図 3 に、混合した筋肉サンプル中の使用禁止物質であるダプソンについてのブランク(B)、スレッシュホールド値(T)、およびカットオフ係数(Fm)を示します。0.1 µg/kg でスパイクする場合、B<T<Fm になるため、STC は 0.1 µg/kg と確立され、筋肉についての RC 5 µg/kg よりもはるかに低くなります。
図 4 に、混合した筋肉サンプル中のアルベンダゾールスルホキシドについてのブランク(B)、スレッシュホールド値(T)、およびカットオフ係数(Fm)を示します。0.1 µg/kg でスパイクする場合、B<T<Fm になるため、STC は 0.1 µg/kg と設定され、ウシ筋肉についての 100 µg/kg の MRL(アルベンダゾール SOX、アルベンダゾール SON、アルベンダゾール 2‐アミノスルホンの合計)よりもはるかに低くなります。
3 つ目の例では、図 5 に、混合した筋肉サンプル中のシプロフロキサシンのブランク(B)、スレッシュホールド値(T)、カットオフ係数(Fm)を示しています。0.1 µg/kg でスパイクする場合、T<Fm になるため、STC 0.1 µg/kg を確立できませんでした。対照的に、図 6 は 1.0 µg/kg のスパイク(B<T<Fm)を用いたデータを示しており、CCβ は、ウシ筋肉の 100 µg/kg の MRL よりもはるかに低い 1.0 µg/kg 以下(エンロフロキサシンとシプロフロキサシンの合計)と確立されました。

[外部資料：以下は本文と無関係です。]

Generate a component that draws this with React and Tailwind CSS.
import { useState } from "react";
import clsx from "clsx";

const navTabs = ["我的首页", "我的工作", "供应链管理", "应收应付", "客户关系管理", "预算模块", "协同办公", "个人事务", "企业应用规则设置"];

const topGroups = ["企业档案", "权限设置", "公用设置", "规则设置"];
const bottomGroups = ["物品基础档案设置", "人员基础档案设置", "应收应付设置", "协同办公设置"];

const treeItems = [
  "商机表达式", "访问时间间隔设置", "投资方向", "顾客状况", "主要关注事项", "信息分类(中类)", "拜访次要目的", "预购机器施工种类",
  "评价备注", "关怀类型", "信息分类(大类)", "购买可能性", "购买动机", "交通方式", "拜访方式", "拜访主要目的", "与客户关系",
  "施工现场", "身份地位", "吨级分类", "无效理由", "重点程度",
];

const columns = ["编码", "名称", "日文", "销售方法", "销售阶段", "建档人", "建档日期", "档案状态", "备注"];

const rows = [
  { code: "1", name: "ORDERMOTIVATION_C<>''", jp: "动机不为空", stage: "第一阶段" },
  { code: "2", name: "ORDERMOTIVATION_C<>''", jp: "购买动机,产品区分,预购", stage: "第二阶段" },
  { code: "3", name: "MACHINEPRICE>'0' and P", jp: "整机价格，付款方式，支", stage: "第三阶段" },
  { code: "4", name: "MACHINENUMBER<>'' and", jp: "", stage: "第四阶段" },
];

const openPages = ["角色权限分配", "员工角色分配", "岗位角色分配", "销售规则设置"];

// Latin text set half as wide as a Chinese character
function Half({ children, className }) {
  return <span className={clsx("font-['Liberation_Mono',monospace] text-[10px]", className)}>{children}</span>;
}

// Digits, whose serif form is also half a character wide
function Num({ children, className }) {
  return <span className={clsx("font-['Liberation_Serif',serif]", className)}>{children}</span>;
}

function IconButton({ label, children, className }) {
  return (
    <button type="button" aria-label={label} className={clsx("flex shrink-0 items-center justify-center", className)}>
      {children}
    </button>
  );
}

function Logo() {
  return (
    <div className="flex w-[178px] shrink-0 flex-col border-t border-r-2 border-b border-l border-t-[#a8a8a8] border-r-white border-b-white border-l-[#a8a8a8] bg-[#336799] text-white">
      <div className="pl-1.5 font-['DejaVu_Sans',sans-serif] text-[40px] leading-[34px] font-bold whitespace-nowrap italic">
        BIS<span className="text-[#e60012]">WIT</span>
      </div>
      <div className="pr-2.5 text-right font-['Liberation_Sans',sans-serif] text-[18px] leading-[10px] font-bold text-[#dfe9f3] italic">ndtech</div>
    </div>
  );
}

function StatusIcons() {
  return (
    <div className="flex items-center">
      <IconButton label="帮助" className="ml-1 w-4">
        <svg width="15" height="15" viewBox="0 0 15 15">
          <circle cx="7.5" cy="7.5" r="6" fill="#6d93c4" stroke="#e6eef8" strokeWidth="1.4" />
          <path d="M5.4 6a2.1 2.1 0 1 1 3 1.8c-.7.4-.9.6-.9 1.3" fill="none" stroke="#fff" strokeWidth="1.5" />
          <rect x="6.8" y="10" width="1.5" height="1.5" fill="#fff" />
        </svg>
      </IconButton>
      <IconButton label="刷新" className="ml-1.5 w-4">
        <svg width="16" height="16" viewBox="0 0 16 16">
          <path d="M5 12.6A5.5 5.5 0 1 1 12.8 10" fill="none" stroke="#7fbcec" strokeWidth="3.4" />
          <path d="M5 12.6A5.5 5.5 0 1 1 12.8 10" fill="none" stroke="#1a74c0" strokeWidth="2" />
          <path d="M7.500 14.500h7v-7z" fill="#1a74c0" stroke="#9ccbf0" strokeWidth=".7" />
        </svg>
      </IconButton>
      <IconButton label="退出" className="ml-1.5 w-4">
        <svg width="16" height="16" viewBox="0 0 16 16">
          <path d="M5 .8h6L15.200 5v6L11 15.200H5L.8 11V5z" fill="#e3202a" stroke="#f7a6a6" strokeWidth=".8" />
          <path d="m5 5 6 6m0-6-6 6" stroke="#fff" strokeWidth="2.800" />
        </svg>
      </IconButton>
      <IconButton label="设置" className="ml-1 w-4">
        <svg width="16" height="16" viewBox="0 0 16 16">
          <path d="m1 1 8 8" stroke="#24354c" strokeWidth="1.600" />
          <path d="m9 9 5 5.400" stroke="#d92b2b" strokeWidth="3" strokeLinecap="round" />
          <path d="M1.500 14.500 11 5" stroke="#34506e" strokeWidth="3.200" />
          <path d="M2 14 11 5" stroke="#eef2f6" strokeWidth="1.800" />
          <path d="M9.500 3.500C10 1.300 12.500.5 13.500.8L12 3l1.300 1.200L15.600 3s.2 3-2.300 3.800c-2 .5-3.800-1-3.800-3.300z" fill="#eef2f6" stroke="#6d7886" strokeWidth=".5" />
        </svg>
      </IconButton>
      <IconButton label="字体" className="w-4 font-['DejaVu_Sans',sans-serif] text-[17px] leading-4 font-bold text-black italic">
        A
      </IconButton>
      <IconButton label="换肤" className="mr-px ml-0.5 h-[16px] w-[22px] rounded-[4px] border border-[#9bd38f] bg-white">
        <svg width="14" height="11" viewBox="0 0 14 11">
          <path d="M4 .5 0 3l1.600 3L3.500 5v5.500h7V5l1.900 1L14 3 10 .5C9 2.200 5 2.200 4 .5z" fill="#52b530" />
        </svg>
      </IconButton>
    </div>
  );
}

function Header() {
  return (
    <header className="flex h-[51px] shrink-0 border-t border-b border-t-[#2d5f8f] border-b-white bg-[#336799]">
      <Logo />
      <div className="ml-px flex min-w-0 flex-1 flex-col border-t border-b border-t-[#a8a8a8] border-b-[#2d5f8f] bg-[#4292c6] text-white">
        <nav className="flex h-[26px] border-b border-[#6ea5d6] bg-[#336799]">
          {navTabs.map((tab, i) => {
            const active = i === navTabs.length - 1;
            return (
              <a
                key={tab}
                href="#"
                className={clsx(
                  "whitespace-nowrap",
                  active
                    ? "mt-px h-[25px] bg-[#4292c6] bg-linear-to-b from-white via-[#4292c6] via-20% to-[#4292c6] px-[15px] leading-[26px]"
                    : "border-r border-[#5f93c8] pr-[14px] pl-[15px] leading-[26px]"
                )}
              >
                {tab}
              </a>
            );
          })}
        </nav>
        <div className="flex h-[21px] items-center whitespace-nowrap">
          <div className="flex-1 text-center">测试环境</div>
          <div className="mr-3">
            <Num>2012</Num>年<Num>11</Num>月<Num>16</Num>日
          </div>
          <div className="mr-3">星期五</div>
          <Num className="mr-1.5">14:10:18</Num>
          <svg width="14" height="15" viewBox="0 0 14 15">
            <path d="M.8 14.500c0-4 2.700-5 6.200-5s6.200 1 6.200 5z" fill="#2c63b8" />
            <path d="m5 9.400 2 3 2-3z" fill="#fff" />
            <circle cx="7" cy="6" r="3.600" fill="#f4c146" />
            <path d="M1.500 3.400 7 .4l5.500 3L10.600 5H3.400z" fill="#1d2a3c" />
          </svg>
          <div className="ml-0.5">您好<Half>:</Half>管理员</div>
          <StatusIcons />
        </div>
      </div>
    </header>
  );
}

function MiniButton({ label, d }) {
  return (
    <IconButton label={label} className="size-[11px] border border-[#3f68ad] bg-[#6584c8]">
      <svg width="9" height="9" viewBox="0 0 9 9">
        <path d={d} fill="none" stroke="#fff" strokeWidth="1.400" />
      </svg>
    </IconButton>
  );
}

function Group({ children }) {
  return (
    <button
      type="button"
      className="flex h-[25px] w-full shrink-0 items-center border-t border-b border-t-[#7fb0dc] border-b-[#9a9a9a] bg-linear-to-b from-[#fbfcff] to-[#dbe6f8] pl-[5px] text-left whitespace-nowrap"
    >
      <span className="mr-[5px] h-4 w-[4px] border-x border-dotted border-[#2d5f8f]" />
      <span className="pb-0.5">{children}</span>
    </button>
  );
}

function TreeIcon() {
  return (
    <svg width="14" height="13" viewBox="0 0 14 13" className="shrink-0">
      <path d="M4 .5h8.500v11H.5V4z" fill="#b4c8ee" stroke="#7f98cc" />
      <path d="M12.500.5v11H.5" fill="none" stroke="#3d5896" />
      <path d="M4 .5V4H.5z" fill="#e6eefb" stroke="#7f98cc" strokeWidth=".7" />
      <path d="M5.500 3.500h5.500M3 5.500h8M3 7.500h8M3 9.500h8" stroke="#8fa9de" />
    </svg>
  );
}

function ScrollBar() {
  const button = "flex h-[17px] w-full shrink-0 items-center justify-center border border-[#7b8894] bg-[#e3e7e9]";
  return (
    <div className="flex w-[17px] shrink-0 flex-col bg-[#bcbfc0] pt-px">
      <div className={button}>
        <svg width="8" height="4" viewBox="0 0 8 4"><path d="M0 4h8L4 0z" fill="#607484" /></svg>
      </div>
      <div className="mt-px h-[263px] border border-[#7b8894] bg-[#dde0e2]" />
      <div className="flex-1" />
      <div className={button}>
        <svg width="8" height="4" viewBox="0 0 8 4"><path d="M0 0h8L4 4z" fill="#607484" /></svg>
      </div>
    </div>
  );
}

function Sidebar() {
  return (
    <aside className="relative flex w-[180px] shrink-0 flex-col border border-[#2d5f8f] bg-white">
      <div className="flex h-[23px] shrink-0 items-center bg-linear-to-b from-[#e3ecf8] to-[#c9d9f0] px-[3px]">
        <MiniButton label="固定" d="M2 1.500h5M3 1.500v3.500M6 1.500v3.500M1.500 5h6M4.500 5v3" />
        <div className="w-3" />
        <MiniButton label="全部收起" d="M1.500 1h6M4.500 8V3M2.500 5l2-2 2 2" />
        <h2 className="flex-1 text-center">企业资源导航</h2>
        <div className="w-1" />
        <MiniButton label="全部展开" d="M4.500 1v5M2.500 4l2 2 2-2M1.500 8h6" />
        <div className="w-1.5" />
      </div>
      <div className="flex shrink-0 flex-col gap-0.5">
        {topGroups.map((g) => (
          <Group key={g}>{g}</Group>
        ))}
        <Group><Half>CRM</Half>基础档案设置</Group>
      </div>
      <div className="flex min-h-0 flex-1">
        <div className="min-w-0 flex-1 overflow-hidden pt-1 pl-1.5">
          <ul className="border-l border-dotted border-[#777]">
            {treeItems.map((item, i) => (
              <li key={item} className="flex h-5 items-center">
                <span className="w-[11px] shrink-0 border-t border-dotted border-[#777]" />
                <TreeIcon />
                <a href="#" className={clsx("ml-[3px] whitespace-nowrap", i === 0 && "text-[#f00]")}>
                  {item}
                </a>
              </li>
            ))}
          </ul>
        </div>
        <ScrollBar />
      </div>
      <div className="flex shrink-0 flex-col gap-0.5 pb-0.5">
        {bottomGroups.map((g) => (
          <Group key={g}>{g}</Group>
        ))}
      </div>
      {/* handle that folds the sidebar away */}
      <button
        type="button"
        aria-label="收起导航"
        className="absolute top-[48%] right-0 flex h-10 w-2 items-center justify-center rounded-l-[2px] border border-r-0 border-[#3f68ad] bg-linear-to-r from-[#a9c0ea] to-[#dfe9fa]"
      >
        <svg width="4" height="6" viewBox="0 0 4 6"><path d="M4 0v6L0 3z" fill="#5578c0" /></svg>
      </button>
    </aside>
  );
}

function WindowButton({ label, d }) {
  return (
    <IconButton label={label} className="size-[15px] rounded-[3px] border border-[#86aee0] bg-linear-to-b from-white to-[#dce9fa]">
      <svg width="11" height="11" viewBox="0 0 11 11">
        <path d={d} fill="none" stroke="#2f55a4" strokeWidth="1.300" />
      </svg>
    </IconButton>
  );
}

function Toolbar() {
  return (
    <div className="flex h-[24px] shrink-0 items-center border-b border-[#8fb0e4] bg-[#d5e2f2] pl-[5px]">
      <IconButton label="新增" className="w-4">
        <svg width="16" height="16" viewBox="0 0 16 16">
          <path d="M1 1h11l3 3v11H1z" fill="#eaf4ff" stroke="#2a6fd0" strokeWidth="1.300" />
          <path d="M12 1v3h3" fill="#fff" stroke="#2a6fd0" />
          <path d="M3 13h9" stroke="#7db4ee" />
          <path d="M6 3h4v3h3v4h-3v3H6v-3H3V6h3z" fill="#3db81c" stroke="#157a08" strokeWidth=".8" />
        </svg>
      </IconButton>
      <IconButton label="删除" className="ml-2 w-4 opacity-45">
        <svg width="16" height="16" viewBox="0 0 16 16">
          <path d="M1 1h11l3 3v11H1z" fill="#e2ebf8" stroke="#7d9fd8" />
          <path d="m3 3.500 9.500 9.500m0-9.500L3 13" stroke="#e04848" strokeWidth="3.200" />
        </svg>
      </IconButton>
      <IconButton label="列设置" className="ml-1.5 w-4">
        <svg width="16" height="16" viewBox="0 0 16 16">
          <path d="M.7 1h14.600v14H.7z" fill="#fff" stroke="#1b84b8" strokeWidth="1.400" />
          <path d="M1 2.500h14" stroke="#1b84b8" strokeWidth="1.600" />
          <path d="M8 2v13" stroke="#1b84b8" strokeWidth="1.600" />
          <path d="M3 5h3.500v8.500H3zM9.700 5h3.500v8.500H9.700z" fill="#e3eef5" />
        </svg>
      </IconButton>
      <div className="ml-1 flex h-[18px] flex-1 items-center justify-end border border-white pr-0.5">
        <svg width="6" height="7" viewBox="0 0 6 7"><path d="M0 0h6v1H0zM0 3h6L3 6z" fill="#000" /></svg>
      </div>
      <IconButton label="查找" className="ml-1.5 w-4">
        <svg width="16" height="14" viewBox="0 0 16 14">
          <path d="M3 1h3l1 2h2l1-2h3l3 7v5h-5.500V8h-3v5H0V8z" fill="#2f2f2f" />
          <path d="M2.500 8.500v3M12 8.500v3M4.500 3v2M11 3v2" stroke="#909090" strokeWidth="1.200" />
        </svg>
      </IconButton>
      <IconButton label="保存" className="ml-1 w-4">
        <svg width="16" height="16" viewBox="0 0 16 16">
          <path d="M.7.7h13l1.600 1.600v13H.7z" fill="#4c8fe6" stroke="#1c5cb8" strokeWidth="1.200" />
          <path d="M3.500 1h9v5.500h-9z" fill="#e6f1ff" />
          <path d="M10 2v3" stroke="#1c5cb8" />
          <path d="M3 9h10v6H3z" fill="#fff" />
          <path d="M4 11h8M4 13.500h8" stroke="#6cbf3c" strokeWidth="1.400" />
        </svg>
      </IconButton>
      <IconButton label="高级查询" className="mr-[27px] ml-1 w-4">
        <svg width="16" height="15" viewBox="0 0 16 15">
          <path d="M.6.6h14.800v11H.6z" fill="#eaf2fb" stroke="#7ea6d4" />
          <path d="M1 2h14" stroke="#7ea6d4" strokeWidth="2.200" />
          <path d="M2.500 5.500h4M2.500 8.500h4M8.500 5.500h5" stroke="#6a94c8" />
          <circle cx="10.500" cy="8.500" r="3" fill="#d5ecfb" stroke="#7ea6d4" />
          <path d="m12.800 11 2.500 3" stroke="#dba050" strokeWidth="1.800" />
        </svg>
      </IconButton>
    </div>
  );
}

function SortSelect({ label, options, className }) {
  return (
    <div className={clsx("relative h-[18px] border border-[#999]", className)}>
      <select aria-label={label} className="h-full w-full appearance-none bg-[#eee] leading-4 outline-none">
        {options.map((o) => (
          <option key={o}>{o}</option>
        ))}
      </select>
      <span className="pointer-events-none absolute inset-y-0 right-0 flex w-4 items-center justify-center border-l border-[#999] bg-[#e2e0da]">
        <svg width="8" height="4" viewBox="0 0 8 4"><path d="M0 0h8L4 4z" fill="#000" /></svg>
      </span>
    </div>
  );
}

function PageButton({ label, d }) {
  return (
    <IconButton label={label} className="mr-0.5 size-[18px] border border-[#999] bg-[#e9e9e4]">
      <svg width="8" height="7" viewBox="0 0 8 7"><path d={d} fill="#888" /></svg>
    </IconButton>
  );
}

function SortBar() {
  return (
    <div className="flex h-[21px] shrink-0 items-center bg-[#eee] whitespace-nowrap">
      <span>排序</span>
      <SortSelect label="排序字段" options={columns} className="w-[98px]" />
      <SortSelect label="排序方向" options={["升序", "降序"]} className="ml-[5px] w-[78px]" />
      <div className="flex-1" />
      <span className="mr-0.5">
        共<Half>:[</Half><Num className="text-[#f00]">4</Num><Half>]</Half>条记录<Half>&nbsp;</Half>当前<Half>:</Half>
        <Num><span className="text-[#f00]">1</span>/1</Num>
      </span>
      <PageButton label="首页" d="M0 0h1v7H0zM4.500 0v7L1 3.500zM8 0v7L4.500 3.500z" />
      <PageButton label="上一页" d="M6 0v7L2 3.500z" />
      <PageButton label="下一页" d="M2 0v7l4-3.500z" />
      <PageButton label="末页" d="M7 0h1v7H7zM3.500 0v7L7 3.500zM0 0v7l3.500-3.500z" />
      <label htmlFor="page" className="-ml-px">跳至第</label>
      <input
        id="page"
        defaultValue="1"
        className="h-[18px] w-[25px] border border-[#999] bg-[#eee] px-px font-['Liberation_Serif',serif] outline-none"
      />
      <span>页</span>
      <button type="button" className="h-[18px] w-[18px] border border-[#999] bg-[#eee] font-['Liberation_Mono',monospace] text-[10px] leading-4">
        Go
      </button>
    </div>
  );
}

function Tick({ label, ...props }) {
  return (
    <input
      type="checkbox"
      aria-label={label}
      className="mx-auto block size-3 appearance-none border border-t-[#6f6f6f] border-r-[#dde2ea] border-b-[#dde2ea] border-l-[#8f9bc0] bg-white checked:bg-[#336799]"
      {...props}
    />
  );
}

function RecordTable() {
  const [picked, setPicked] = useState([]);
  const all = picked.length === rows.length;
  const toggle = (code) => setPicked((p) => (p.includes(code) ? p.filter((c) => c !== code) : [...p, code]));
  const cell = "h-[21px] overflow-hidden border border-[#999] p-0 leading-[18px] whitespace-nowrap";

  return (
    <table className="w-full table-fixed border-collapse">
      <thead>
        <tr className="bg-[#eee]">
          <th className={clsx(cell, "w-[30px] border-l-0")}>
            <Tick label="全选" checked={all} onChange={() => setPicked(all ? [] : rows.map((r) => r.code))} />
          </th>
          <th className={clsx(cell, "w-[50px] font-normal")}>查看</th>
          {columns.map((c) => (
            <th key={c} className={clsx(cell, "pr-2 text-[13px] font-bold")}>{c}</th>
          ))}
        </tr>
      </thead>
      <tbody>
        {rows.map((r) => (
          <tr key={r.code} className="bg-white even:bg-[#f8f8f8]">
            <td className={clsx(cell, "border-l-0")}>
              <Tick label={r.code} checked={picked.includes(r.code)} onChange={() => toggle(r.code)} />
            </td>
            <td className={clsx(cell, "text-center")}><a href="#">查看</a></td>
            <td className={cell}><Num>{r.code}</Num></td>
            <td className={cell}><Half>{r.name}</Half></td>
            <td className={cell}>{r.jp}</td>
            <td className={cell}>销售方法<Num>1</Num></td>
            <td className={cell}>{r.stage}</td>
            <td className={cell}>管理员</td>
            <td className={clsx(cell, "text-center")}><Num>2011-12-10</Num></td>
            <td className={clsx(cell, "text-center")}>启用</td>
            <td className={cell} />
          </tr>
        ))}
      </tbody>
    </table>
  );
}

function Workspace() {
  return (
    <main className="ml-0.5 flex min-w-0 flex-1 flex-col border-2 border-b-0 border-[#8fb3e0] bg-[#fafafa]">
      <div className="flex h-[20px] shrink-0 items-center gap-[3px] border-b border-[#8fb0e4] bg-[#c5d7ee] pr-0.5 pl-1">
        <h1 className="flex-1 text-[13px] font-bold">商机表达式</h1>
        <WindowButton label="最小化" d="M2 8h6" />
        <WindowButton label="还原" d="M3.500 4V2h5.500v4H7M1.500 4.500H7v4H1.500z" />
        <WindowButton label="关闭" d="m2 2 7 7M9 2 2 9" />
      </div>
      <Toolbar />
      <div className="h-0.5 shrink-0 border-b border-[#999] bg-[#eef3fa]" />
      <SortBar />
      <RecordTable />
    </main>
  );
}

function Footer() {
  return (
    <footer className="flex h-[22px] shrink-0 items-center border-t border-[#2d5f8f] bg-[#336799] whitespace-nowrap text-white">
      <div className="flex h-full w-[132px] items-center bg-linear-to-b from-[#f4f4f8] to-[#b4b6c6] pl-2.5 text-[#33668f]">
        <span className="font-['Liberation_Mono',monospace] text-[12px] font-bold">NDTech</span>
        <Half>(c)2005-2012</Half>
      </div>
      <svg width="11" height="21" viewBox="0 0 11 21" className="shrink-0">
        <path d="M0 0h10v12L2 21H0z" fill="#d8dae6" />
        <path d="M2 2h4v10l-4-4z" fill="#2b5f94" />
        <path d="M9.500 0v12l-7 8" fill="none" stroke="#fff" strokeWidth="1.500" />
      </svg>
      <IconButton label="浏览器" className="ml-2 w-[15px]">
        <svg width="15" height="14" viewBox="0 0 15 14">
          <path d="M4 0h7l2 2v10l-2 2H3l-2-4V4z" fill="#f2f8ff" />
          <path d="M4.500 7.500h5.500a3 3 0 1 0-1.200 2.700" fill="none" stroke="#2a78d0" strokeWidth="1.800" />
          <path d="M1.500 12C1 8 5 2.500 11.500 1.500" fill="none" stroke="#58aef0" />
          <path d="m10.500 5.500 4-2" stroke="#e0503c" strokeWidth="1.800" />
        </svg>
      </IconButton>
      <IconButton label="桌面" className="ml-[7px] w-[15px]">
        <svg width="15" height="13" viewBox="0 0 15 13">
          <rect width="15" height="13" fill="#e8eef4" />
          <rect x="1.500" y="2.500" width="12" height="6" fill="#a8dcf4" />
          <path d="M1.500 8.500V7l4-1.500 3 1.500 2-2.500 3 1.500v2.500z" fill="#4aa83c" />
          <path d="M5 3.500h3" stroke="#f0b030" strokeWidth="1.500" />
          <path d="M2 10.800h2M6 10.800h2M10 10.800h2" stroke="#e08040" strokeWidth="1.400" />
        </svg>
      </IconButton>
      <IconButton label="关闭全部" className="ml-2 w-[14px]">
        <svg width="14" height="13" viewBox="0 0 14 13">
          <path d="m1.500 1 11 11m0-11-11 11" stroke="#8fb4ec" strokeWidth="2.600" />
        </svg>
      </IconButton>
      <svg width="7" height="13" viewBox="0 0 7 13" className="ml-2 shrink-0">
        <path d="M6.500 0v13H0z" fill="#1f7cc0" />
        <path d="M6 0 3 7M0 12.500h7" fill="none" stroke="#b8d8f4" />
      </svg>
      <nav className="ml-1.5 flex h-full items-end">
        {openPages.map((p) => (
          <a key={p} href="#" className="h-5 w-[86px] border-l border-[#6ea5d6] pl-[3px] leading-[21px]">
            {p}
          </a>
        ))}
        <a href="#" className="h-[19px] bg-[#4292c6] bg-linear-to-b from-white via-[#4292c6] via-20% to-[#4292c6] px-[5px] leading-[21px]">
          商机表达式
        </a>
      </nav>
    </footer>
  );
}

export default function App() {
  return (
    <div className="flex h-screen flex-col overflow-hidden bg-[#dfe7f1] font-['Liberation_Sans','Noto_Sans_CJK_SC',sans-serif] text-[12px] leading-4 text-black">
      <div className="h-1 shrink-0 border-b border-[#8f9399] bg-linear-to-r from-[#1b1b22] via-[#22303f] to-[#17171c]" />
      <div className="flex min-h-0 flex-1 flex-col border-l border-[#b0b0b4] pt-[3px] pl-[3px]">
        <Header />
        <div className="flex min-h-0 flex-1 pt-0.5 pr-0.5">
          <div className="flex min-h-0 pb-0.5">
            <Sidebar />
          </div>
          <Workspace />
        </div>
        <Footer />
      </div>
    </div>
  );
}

全体として、試験した分析種 158 種のうち 152 種のスクリーニングで、動物の筋組織中でのバリデーションデータを実証でき、CCβ は化合物のほぼ 70% で 0.1 または 1.0 µg/kg と確立されました(図 7)。付録に、各分析種から得た CCβ 値のサマリーと関連する MRL を示しています。MRL はマトリックスおよび動物種により異なるため、比較には動物組織で最も低い MRL を選択しました。MRL が設定されている化合物では、CCβ 値は MRL 以下であることが求められます。規制限度値が設けられていない分析種の場合、CCβ 値はできるだけ低い値、あるいは MRPL 値や RC 値よりも低い必要があります。
動物組織および関連食品中の動物用医薬品残留物のスクリーニングにおいて、LC-MS/MS は強力な手法となっています。ここでは、動物組織および関連食品の分析に使用できる多成分残留物の分析法を紹介しました。この分析法では迅速な抽出とクリーンアップができる上に、UPLC および MS/MS による感度と選択性が得られます。一般に MRL よりはるかに低濃度の広範な医薬品残留物についての動物筋組織のスクリーニングサンプルについて、この分析法をバリデーションが正常に行われました。ほとんどの場合、CCβ の値は 0.1(1.0 µg/kg)に設定されています。バリデーション基準が満たされたため、この分析法は感度、頑健性、特異性が十分であり、動物用医薬品残留物のスクリーニング用途に適していると考えられました。
科学者は各自のラボの分析法をバリデーションし、その性能が目的に適合しており、また関連する分析コントロール保証システムのニーズを満たしていることを証明しなければなりません。